One significant red herring that may come in the way of increased public spending could be a shortfall in indirect tax collections. The survey says that although direct taxes have seen a 13.4% uptick because of improved corporate performance, indirect taxes are below budget estimates by about 16%, because of a shortfall in GST revenue. Because of this, the government faces the challenge of providing sufficient funds for investment and expansion of infrastructure projects. This, in turn, could impact growth.
Focus on MSMEs
Subramanian and Sanyal also said that extra domestic savings will need to be ploughed into micro, small and medium enterprises (MSMEs), a vast majority of which suffer from “the bane of dwarfism” by remaining too small and contributing significantly lower to employment generation than their larger peers.

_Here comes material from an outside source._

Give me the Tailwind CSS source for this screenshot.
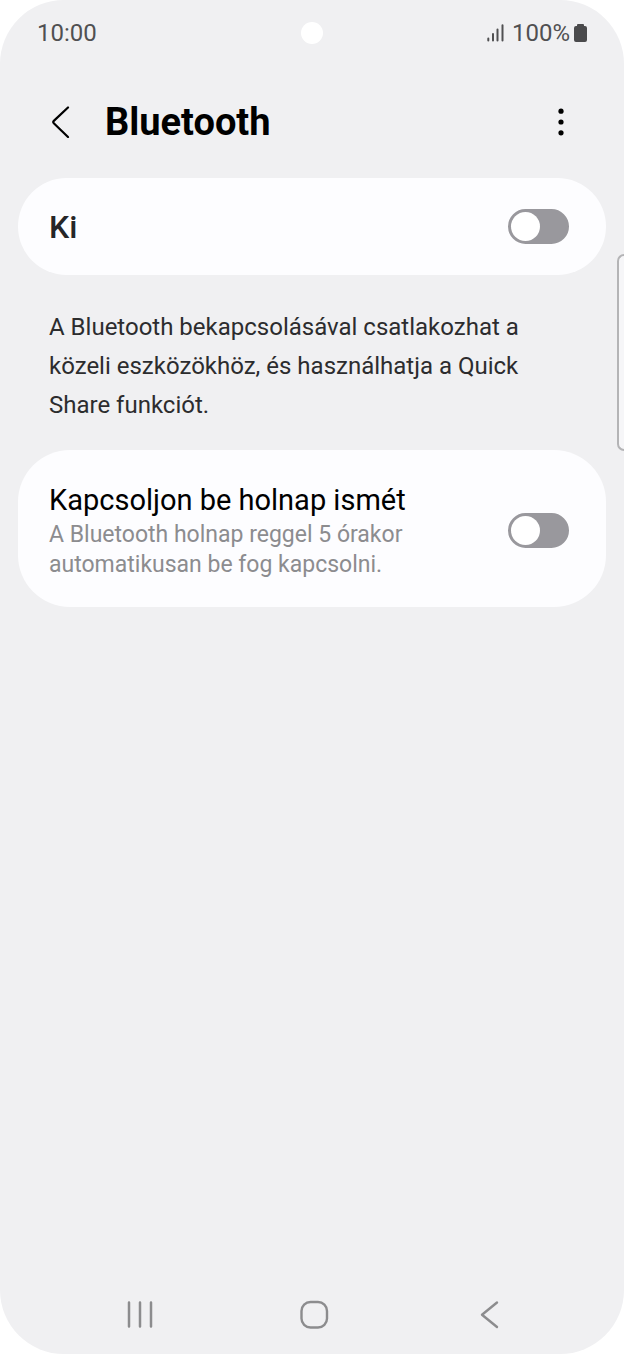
<!DOCTYPE html>
<html lang="hu">
<head>
  <meta charset="UTF-8" />
  <meta name="viewport" content="width=device-width, initial-scale=1.0"/>
  <title>Bluetooth</title>
  <script src="https://cdn.jsdelivr.net/npm/@tailwindcss/browser@4"></script>
</head>
<body class="bg-white font-['Roboto',sans-serif]">
  <div class="relative flex min-h-screen flex-col overflow-hidden rounded-[64px] bg-[#f0f0f2]">

    <!-- Status bar -->
    <div class="grid h-[66px] grid-cols-3 items-center px-[37px] text-2xl text-[#505052]">
      <span>10:00</span>
      <span class="size-[22px] justify-self-center rounded-full bg-white"></span>
      <div class="flex items-center justify-end gap-1">
        <svg class="mr-1 h-[18px] w-[17px]" viewBox="0 0 17 18" fill="none" stroke="#505052" stroke-width="2" stroke-linecap="round" aria-hidden="true">
          <path d="M1.3 14.5V16.5M6 10V16.5M10.5 5.5V16.5M15.5 1.2V16.5"/>
        </svg>
        <span>100%</span>
        <svg class="h-[18px] w-[13px]" viewBox="0 0 13 18" fill="#4a4a4c" aria-hidden="true">
          <path d="M4 0h5q1 0 1 1v1h1q2 0 2 2v12q0 2-2 2H2q-2 0-2-2V4q0-2 2-2h1V1q0-1 1-1z"/>
        </svg>
      </div>
    </div>

    <!-- Header -->
    <header class="flex h-28 items-center px-[47px]">
      <button type="button" aria-label="Vissza" class="flex h-10 w-6 items-center justify-center">
        <svg class="h-8 w-6" viewBox="0 0 24 32" fill="none" stroke="#000" stroke-width="2.2" stroke-linecap="round" stroke-linejoin="round">
          <path d="M21 1.500L6.800 14.900Q5.600 16 6.800 17.200L21 31"/>
        </svg>
      </button>
      <h1 class="ml-[34px] flex-1 text-[38px] leading-10 font-bold text-black">Bluetooth</h1>
      <button type="button" aria-label="További lehetőségek" class="flex h-10 w-8 items-center justify-center">
        <svg class="h-7 w-2" viewBox="0 0 8 28" fill="#000">
          <circle cx="4" cy="3.2" r="2.6"/>
          <circle cx="4" cy="14" r="2.6"/>
          <circle cx="4" cy="24.8" r="2.6"/>
        </svg>
      </button>
    </header>

    <!-- Settings -->
    <main class="flex-1 px-[18px]">
      <label class="flex h-[97px] items-center justify-between rounded-full bg-[#fdfdff] pr-[37px] pl-[31px]">
        <span class="text-[32px] leading-10 font-medium text-[#262628]">Ki</span>
        <input type="checkbox" class="h-[35px] w-[61px] shrink-0 appearance-none rounded-full border-3 border-[#99989d] bg-[#99989d] before:block before:size-[29px] before:rounded-full before:bg-white checked:border-[#3e7bfa] checked:bg-[#3e7bfa] checked:before:ml-auto" />
      </label>

      <p class="mt-[33px] px-[31px] text-2xl leading-[39px] text-[#2c2c2e]">
        A Bluetooth bekapcsolásával csatlakozhat a<br/>
        közeli eszközökhöz, és használhatja a Quick<br/>
        Share funkciót.
      </p>

      <label class="mt-[25px] flex items-center justify-between rounded-[52px] bg-[#fdfdff] pt-[30px] pr-[37px] pb-[27px] pl-[31px]">
        <span>
          <span class="block text-[29px] leading-10 text-black">Kapcsoljon be holnap ismét</span>
          <span class="block text-[23px] leading-[30px] text-[#8c8c8f]">A Bluetooth holnap reggel 5 órakor<br/>automatikusan be fog kapcsolni.</span>
        </span>
        <input type="checkbox" class="h-[35px] w-[61px] shrink-0 appearance-none rounded-full border-3 border-[#99989d] bg-[#99989d] before:block before:size-[29px] before:rounded-full before:bg-white checked:border-[#3e7bfa] checked:bg-[#3e7bfa] checked:before:ml-auto" />
      </label>
    </main>

    <!-- Edge panel handle -->
    <div class="absolute top-[254px] right-0 h-[197px] w-[7px] rounded-l-lg border-2 border-r-0 border-[#b4b4b6] bg-[#f6f6f8]"></div>

    <!-- Navigation bar -->
    <nav class="grid h-20 grid-cols-[1fr_auto_1fr] items-center px-[122px] text-[#8c8c8e]">
      <button type="button" aria-label="Legutóbbiak" class="size-9">
        <svg class="size-9" viewBox="0 0 36 36" fill="none" stroke="currentColor" stroke-width="2.5" stroke-linecap="round">
          <path d="M7 6.500V30.500M18 6.500V30.500M29 6.500V30.500"/>
        </svg>
      </button>
      <button type="button" aria-label="Kezdőképernyő" class="size-9">
        <svg class="size-9" viewBox="0 0 36 36" fill="none" stroke="currentColor" stroke-width="2.4">
          <rect x="7.5" y="6" width="25.5" height="25.5" rx="9"/>
        </svg>
      </button>
      <button type="button" aria-label="Vissza" class="size-9 justify-self-end">
        <svg class="size-9" viewBox="0 0 36 36" fill="none" stroke="currentColor" stroke-width="2.4" stroke-linecap="round" stroke-linejoin="round">
          <path d="M31 6.500L16 18.700L31 31"/>
        </svg>
      </button>
    </nav>
  </div>
</body>
</html>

The survey said that firms with less than 100 people make up around 84% of the total number of companies in operation, but contribute only 23% to the country’s workforce and just 8% to productivity. Larger companies have 75% of the employees and contribute 90% to the output.
Kotak’s Rakshit said the focus on the MSME sector was much needed as bulk of the job creation and growth support needs to come from this segment.

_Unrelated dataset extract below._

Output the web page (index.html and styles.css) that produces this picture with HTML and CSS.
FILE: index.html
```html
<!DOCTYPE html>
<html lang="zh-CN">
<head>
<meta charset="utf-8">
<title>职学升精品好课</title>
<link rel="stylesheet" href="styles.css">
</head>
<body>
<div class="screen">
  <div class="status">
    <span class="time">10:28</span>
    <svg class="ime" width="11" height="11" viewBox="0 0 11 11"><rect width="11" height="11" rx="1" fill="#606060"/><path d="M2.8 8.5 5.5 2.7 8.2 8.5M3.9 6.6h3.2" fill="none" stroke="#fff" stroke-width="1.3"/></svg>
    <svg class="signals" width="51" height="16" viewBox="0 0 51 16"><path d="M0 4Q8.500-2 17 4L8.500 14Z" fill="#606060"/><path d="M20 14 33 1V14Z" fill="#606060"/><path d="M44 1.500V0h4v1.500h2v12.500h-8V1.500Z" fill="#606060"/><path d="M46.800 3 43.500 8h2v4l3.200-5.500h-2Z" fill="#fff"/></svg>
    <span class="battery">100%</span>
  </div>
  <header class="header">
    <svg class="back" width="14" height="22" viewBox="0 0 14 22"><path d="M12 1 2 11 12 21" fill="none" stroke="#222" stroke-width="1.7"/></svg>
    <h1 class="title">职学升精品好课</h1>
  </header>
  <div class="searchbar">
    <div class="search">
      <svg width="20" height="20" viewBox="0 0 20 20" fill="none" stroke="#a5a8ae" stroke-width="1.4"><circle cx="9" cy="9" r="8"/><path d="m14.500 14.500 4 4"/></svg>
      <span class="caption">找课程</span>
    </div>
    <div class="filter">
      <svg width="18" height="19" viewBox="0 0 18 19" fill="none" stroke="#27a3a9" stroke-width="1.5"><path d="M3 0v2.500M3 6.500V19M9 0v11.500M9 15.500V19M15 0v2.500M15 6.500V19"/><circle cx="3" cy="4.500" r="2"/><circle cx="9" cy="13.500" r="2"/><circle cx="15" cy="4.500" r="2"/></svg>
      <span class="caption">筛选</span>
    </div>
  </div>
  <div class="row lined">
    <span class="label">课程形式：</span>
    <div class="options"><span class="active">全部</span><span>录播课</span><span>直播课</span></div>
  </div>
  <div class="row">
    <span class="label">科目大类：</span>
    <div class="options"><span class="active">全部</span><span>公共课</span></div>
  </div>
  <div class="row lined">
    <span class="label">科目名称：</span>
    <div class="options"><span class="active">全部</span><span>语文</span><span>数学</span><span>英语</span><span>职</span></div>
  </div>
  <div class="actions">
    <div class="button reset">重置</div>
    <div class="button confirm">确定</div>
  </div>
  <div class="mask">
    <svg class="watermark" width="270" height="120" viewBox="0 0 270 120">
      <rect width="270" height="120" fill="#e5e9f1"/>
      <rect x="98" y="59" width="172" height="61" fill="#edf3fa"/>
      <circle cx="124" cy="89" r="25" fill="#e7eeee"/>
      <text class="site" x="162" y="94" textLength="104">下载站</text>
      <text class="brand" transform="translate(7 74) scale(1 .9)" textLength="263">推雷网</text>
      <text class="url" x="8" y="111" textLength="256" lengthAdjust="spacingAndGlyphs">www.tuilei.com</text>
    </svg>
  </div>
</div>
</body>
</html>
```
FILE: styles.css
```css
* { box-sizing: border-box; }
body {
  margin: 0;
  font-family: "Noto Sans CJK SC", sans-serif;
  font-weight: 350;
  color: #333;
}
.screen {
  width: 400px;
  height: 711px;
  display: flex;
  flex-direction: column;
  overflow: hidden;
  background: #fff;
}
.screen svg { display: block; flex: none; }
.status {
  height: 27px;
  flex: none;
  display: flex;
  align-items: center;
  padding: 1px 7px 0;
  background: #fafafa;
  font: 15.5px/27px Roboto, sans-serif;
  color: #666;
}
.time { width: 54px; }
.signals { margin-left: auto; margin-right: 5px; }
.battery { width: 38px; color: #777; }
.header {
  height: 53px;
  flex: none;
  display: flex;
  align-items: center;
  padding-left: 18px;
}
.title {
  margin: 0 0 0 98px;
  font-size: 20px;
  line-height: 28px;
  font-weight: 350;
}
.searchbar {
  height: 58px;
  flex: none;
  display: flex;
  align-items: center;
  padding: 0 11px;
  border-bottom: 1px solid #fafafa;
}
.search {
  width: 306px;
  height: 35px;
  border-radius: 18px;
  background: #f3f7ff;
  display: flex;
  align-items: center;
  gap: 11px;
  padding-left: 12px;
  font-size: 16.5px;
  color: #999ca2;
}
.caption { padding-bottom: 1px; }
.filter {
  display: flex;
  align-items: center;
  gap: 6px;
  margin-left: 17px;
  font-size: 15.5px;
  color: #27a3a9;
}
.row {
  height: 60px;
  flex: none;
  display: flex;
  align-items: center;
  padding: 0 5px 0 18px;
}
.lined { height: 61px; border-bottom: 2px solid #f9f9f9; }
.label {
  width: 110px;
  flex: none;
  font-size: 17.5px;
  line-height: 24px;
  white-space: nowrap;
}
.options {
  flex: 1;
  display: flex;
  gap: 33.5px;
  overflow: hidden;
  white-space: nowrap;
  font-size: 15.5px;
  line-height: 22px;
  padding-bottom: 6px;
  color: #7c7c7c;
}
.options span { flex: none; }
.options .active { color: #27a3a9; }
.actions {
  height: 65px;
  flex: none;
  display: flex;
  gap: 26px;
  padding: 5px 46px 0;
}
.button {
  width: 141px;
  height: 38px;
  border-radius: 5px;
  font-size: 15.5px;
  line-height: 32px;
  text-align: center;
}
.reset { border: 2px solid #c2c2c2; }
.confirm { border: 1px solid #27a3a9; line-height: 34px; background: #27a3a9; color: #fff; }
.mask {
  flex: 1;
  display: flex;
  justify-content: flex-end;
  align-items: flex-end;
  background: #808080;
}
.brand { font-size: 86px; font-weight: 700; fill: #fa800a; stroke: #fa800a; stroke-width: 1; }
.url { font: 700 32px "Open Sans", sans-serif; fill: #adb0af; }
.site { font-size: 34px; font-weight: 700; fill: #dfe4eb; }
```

If finance minister Sitharaman does take cognizance of the survey’s recommendations, her budget could incentivise small savings by offering tax incentives while also lowering corporate taxes, especially for mid-sized companies.
To be sure, companies with an annual turnover of less than Rs 250 crore already pay 25% corporation tax on profits, as compared to 30% paid by those above this threshold.
Agriculture, rural wages
The survey is not too upbeat on the agriculture sector, which it says is expected to grow only by 2.9%. It said that agricultural output may drop going forward, as farmers may have produced lower in 2018-19 than the previous year because of falling food prices.
However, rural wage growth, which had slackened, has started rising since the middle of 2018. According to the government’s own report on doubling farm incomes, an average rural family earned just short of Rs 6,500 per month in 2012-13. This increased to a shade over Rs 8,000 a month by 2015-16, the most recent year for which figures are available. The survey says an uptick in consumption depends on the recovery in farm sector growth, which, in turn, depends on the monsoon.
Other challenges on the fiscal front include the Goods and Services Tax collections, a slowdown in growth and schemes for the agricultural sector, the survey said, perhaps pointing to the Rs 6,000 a year cash handouts that the government has promised to all farmers at a cost of Rs 87,000 crore to the exchequer.